Заступа (Белов) - страница 38

— Благослови, отче, — Федор скинулся с телеги и хлопнулся на колени в подсохшую грязь. — Мне без благословения никак нельзя, дело задумали богоугодное, да дюже опасное.

— Э-э, ммм, — монах на мгновенье смутился, откашлялся и осенив Федора неуклюжим крестным знамением, возвестил. — Благословляю тя, раб божий…

— Федор.

— Раб божий, Феодор. Ступай с Богом.

Федя сцапал сухонькую ладонь, звучно чмокнул и осчастливленный, запрыгнул в телегу.

— Бывайте, отцы, — отсалютовал Рух. — В Нелюдово ищите Устинью Каргашину, ух добрая баба, монахов хлебом-солью привечает всегда! Скажете — Рух Бучила послал. Со всем почтением встретит!

Сделав пакость остался доволен собой.

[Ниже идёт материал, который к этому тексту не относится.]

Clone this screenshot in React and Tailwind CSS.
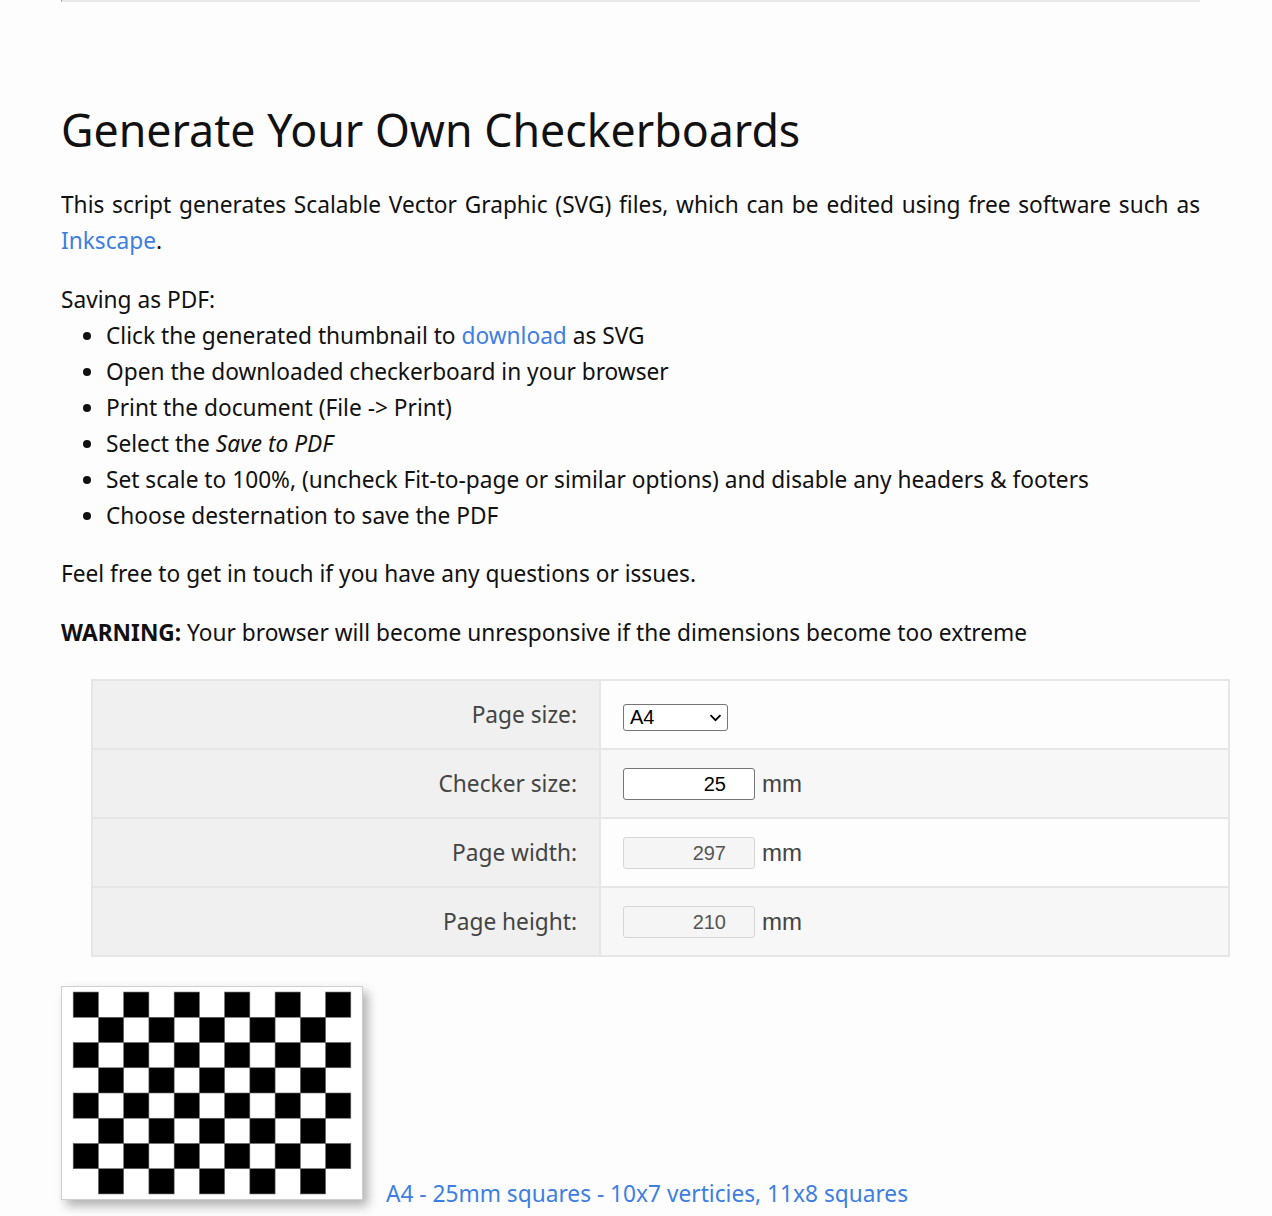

Представил Устиньино лицо при виде монахов на пороге и сладко зажмурился. Пустячок, а приятно.

Чернецы скрылись за изгибом дороги, словно и не было их. Странные ребята, ох странные. В церковных делах Рух изрядно поднаторел. Не, не в той части, чтобы малолетнего служку за аналоем прижать, винишко для причастия пить или пожертвования присвоить. Монах попался какой-то не правильный. При благословении должен был пальцы особым манером сложить, а этот обычным двуперстием, сикось — накось перекрестил. Хотя, какое Руху до этого дело? Может дедушка еретик, или умишком тронулся на старости лет? Бог простит.

Лес по правую руку начал редеть, сосны кривились и завязались в затейливые узлы, никли к земле, недобро шелестя по ветру болезненной, пожелтевшей хвоей. Плесневелые стволы треснули и сочились мутной смолой, пахнущей кровью и тухлым яйцом. На серой земле тут и там валялись костяки мелких зверей. Сбоку дороги дыбились расплывшиеся курганы. Вот и могильник.

— А ну, Федюня, останови, — приказал Рух и спрыгнул с телеги. Языческий жальник заливала зловещая тишина. Птицы замолкли. В таком месте только мертвякам и бродить, всякая живая тварь убегает, отпугнутая древними чарами и напоенной ядом землей. Бучила проверил тесак в кожаных ножнах на левом бедре. Широкий, тяжелый, острый клинок с ухватистой березовой рукоятью. Первейшая вещь заложным головы сечь. Тесак Бучила ласково прозвал «Поповичем». Лет десять минуло с той интересной истории. Явилась убивать Руха голыдьба из Нечайкова, упились до смерти, расхорохорились, похватали вилы да топоры. За главного — Егорка Брылов, поповский сынок, с тем тесаком. Ну Рух их чуточка пугнул — бежали нечайковские охотники на упырей, аж пятки сверкали. А заводилу Бучила сцапал и трое дни у себя продержал, заставлял песни петь, богохульствовать, полы мести и нетопырье дерьмо убирать. Пальцем не тронул, ну разве навешал поджопников облагаразумительных. Потом сынка папеньке с рук на руки сдал, уж больно слезно батюшка умолял. Тесак оставил себе в память о победе, велев кузнецу пустить по лезвию узорчатую скань серебром. Не для пущей красы, а для дела — нечисть, страх потерявшую, сечь.